It’s like learning tennis by taking lessons from Roger Federer and Raphael Nadal. I also took a lesson from a coach named Jimmy in Naples, FL who I found out later lived in his car and washed his socks in the public restroom. The pickleball training and coaching industry is the typical wildly inconsistent cottage industry ripe for professionalism and disruption.
The game is rapidly evolving and so are the techniques and strategies. Pickleball has no Nick Bollettieri, a tennis training pioneer who created a premier academy and methodology launching the storybook careers of tennis prodigies Andre Agassi, Jim Courier, Monica Seles, Maria Sharapova, and the Williams sisters.
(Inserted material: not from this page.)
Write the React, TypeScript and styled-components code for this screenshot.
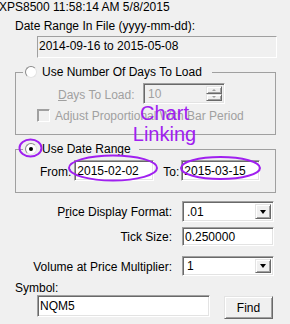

Professionalizing pickleball training and coaching by licensing a brand and player training methodology to the cottage industry of coaches is perfect for franchising. And what if Selkirk licensed its name to this company whose every coach donned Selkirk shirts, shorts, and paddles creating an army of advanced Selkirk students who kick butt in local tournaments and also don Selkirk shirts, hats, and paddles. Selkirk would continue its evolution from “paddle manufacturer” to “aspirational pickleball lifestyle brand” and pickleball trainers and coaches can elevate and differentiate themselves from the rest of the cottage industry.
Selkirk, are you listening?
Call me. Let’s do this!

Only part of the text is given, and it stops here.